NFL Commissioner Roger Goodell, left, and DeMaurice Smith, executive director of the decertified NFL Players Association, rejoined the talks Thursday, along with groups of owners and players. (Brian Blanco/Associated Press)

Negotiators for the NFL and locked-out players moved closer Thursday to resolving the economic issues at the heart of the sport’s nearly four-month shutdown, according to several people not involved in the talks but with knowledge of them.

If completed, an agreement on how to divide the sport’s revenues would be a major step in their bid to complete a deal to end the labor lockout in the coming days.

There still were potential obstacles that could derail negotiations even as the two sides closed in on an agreement on a system to split the NFL’s burgeoning revenues, several of those familiar with the negotiations said. They spoke on the condition of anonymity because of the sensitivity of the deliberations. The negotiations have come close to unraveling previously and that could happen again, they cautioned.

The two sides met into the night Thursday in New York, breaking for the night shortly before 11 p.m. Full negotiating teams for the league and players gathered for the first time this week after meetings Tuesday and Wednesday consisted of attorneys and staff members only.

The players who are the named plaintiffs in an antitrust lawsuit against the NFL’s franchise owners were briefed on the talks in a conference call late Thursday with negotiators for the players’ side.

The focus of Thursday’s meeting was the core financial issues beginning with how the league and players will divide the sport’s annual revenues, currently about $9.3 billion and expected to rise sharply in coming seasons.

Difficult issues such as a rookie pay system and benefits for retirees are closely related to the core division-of-revenues issue. There also are other matters, such as how free agency would work, that must be resolved.

The talks were scheduled to continue at least through Friday, with tentative plans to go through the weekend if needed. The court-appointed mediator for the two sides, Chief Magistrate Judge Arthur J. Boylan, is scheduled to leave Saturday on vacation, but the talks could continue without him.

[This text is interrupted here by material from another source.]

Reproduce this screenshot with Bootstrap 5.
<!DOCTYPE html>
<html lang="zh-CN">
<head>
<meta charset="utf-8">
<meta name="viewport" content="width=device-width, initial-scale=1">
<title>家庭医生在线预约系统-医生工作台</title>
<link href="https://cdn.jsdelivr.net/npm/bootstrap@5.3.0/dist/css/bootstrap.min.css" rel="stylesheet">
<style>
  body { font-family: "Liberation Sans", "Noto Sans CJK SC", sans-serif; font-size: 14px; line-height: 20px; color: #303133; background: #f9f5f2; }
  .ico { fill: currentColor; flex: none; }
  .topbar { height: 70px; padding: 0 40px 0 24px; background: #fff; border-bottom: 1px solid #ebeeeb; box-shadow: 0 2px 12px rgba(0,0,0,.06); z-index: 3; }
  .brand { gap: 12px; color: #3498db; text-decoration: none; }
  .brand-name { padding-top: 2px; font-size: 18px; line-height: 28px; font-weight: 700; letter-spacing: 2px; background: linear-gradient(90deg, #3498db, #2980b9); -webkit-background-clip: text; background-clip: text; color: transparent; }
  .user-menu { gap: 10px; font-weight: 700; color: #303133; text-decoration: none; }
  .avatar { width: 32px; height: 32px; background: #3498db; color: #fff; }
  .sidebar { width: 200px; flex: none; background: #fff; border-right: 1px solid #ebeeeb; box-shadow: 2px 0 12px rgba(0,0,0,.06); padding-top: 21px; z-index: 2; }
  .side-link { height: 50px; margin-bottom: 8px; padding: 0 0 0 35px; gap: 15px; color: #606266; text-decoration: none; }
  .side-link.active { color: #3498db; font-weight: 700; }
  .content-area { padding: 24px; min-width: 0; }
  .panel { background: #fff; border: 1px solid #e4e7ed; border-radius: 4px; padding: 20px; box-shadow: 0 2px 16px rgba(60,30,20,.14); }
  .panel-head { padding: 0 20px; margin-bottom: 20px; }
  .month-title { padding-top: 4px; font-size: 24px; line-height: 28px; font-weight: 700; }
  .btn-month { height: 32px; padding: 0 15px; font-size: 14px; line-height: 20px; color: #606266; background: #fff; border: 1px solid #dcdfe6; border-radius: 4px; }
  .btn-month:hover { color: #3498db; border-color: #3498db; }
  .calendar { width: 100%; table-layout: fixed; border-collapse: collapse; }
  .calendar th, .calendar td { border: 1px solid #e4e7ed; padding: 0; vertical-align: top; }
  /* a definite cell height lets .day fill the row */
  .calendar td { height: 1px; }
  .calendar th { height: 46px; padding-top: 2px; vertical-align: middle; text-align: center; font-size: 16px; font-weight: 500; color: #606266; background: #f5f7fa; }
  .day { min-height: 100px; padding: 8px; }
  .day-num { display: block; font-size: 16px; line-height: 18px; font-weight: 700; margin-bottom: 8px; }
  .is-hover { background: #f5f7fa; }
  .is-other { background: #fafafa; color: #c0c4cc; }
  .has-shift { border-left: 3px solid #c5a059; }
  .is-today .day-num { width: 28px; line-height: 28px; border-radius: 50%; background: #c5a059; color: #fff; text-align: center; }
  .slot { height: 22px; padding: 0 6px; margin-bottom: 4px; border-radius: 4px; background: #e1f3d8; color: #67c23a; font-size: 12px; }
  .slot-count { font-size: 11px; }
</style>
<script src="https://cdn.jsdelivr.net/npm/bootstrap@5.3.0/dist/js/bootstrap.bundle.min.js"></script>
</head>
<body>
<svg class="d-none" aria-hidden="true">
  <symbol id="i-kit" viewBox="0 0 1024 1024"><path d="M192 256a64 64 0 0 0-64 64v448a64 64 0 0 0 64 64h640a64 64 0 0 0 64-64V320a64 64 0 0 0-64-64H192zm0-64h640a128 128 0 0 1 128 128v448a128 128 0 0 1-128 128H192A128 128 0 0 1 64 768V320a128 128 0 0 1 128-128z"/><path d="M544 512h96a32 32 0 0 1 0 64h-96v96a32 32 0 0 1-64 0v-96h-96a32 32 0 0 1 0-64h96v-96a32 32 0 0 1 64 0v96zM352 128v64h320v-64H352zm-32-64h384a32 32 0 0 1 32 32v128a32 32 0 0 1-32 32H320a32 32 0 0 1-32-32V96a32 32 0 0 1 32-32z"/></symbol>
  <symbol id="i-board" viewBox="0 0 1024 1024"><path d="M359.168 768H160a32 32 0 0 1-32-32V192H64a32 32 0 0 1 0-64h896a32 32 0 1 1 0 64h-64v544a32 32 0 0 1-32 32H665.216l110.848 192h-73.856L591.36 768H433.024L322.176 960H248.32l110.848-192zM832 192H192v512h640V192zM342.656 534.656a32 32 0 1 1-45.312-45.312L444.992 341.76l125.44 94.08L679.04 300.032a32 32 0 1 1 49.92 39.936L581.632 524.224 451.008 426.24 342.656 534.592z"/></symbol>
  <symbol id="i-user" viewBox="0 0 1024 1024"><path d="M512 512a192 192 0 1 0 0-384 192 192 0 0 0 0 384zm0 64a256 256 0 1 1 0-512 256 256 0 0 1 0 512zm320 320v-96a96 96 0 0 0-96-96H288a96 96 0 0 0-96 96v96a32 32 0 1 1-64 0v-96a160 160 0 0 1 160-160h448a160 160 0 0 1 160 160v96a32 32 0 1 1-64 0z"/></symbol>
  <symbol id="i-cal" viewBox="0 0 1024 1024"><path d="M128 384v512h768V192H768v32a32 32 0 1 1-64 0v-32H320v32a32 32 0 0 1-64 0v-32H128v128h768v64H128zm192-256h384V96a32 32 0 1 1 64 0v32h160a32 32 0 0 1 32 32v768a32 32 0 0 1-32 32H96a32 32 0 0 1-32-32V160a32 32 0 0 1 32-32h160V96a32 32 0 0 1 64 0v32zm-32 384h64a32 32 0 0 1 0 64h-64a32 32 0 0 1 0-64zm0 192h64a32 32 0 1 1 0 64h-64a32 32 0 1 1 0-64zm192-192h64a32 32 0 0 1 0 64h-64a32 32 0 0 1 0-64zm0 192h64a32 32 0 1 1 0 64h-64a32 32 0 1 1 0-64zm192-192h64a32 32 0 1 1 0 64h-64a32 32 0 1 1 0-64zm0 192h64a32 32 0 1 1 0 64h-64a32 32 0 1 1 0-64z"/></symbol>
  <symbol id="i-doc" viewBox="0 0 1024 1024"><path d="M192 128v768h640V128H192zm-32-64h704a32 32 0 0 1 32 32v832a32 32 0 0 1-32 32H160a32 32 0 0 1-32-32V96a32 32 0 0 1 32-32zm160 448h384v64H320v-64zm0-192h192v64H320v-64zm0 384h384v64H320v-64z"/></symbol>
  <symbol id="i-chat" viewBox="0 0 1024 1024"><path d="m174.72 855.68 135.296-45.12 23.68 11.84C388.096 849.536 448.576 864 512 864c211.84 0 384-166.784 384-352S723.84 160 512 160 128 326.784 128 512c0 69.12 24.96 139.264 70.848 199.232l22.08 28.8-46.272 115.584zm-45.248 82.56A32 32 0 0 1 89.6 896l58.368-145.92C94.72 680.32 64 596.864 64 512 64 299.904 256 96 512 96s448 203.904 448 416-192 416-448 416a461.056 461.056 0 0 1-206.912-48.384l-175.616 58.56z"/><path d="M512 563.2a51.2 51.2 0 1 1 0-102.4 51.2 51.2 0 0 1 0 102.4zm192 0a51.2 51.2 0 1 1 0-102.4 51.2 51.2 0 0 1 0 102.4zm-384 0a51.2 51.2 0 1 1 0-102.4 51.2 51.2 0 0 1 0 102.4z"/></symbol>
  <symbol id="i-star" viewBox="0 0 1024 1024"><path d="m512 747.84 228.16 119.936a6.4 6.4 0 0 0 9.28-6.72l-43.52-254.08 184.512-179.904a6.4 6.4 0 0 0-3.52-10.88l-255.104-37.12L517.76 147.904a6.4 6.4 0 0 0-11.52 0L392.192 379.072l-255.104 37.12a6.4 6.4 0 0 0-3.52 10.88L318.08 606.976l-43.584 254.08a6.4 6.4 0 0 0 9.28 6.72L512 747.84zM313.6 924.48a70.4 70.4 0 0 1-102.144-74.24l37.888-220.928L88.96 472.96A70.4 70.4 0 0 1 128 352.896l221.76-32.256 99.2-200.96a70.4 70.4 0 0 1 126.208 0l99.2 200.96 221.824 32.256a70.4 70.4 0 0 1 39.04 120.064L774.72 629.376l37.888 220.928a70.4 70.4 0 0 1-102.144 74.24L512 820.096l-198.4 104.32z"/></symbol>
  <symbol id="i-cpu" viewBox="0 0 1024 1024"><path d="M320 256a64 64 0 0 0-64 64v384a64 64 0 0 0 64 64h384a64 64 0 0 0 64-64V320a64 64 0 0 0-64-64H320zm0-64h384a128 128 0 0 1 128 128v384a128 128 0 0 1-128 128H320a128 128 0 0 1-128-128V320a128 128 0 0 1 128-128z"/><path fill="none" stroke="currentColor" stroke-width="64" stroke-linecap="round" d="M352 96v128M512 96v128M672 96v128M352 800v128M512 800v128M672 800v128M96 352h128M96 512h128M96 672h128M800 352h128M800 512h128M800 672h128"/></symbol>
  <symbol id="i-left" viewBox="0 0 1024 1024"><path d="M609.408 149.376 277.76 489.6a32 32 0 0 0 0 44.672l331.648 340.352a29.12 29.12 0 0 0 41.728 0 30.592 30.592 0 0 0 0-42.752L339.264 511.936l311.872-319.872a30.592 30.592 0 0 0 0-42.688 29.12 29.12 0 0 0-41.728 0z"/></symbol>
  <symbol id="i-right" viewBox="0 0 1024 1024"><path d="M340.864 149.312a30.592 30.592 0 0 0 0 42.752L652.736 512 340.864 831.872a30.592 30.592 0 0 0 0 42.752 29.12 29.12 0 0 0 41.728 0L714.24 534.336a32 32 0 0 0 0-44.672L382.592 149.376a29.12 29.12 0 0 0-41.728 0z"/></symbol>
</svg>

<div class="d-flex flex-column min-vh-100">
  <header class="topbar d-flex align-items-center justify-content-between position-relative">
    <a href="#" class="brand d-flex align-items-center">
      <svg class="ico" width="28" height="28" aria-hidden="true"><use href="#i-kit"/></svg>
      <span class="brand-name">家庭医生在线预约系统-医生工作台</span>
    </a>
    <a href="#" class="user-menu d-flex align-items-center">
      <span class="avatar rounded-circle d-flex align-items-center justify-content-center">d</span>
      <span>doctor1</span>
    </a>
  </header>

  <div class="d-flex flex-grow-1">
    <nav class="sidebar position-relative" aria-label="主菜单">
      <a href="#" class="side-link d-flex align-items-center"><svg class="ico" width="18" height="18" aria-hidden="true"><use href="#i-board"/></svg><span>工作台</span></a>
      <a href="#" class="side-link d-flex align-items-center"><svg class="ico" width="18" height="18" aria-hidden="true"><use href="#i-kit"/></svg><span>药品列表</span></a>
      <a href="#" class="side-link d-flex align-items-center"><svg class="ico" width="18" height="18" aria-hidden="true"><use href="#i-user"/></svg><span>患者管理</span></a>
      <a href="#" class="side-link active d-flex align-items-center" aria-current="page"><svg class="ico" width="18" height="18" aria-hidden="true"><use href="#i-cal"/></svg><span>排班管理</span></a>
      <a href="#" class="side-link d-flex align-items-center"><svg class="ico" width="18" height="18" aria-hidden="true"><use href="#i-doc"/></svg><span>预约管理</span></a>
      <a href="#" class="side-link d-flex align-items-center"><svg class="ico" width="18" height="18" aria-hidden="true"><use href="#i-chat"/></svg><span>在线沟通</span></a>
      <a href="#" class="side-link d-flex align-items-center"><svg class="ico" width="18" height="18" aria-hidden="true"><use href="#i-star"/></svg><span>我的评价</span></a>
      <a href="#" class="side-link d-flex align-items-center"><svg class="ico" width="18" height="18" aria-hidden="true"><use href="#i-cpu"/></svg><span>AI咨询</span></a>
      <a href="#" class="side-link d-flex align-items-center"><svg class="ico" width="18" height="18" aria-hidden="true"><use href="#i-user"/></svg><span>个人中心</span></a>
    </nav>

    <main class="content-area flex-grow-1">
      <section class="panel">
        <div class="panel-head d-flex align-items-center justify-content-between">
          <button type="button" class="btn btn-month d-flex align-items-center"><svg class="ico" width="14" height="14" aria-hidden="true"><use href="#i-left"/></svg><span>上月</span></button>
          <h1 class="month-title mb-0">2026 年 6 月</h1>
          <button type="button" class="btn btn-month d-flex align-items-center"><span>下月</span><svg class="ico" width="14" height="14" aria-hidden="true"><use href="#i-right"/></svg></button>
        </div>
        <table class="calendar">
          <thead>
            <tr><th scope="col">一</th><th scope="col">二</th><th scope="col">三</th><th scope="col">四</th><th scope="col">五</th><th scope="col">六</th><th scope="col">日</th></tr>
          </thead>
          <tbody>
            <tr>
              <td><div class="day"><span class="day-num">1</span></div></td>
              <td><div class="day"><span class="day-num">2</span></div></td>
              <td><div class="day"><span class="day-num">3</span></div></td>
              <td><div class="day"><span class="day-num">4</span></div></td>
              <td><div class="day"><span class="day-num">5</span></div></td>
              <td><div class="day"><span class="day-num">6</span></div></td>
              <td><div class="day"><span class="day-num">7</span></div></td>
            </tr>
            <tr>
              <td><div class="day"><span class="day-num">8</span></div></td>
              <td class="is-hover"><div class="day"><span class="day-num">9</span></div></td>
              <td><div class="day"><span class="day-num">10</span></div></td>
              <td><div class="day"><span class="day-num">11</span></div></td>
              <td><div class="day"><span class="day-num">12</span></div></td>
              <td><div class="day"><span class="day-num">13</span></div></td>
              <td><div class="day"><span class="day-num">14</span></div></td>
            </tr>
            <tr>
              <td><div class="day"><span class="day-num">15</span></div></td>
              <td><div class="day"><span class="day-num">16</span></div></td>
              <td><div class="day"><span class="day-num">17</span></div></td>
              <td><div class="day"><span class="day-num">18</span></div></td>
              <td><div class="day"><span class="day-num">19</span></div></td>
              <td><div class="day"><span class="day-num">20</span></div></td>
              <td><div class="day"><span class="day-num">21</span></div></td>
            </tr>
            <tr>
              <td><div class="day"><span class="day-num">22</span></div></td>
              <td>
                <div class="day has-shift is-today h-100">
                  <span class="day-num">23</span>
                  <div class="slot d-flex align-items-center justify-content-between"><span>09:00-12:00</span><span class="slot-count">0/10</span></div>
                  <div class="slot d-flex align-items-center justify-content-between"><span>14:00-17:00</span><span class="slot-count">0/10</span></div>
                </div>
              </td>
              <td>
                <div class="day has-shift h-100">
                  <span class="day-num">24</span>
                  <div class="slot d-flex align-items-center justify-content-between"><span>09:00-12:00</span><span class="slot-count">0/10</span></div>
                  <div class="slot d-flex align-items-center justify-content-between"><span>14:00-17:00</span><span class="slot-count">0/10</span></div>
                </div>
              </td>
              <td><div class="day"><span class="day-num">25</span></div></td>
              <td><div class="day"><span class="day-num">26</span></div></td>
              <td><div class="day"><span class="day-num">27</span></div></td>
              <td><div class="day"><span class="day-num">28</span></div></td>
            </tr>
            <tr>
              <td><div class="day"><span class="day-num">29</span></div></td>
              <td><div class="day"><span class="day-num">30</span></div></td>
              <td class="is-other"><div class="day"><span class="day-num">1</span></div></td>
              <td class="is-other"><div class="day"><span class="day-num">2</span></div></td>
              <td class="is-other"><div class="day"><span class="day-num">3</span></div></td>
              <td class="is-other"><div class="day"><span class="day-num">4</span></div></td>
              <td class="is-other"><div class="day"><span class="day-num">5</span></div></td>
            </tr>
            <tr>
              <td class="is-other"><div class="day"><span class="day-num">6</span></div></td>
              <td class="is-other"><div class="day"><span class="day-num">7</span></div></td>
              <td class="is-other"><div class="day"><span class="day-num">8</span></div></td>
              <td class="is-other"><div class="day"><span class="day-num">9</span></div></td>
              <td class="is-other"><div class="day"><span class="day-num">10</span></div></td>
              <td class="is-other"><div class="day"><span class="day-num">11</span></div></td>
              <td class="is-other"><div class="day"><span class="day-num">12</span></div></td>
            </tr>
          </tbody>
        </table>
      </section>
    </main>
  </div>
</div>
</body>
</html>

Negotiations have been precarious and nearly collapsed late last week. That near breakdown came during a set of negotiations in Minneapolis. But negotiators for the league and players repaired the rift during a late-night meeting last week, setting the stage for this week’s talks and the latest negotiating push to complete a deal.

An agreement between the league and players on how to share revenues would be a key first step toward completing a handshake deal for an overall accord to end the lockout. Many observers throughout the sport seem convinced that if the split-of-revenues issue is resolved, the other issues in the dispute would fall in line quickly.

The two sides apparently planned to focus Thursday and Friday on the key economic issues, hoping to resolve them before moving on to other matters.

An agreement on the central economic issue probably would result in the players receiving a little less than half the sport’s revenues under a salary cap system.

Players have been locked out since March 12 and, with time dwindling to salvage a full preseason, those in the industry are eager for a resolution.

Agent Drew Rosenhaus wrote Thursday on Twitter that “now is the time to close out” a deal and the “next [two] days will be pivotal. Let’s get this deal ironed out [and] get back to football!”

NFL Commissioner Roger Goodell and DeMaurice Smith, the executive director of the NFL Players Association, rejoined the talks Thursday, along with groups of owners and players. The owners were represented by the New York Giants’ John Mara, the New England Patriots’ Robert Kraft, the Pittsburgh Steelers’ Art Rooney II, the Kansas City Chiefs’ Clark Hunt and the Dallas Cowboys’ Jerry Jones.

The players’ group included Domonique Foxworth, Jeff Saturday, Kevin Mawae, Charlie Batch and Sean Morey.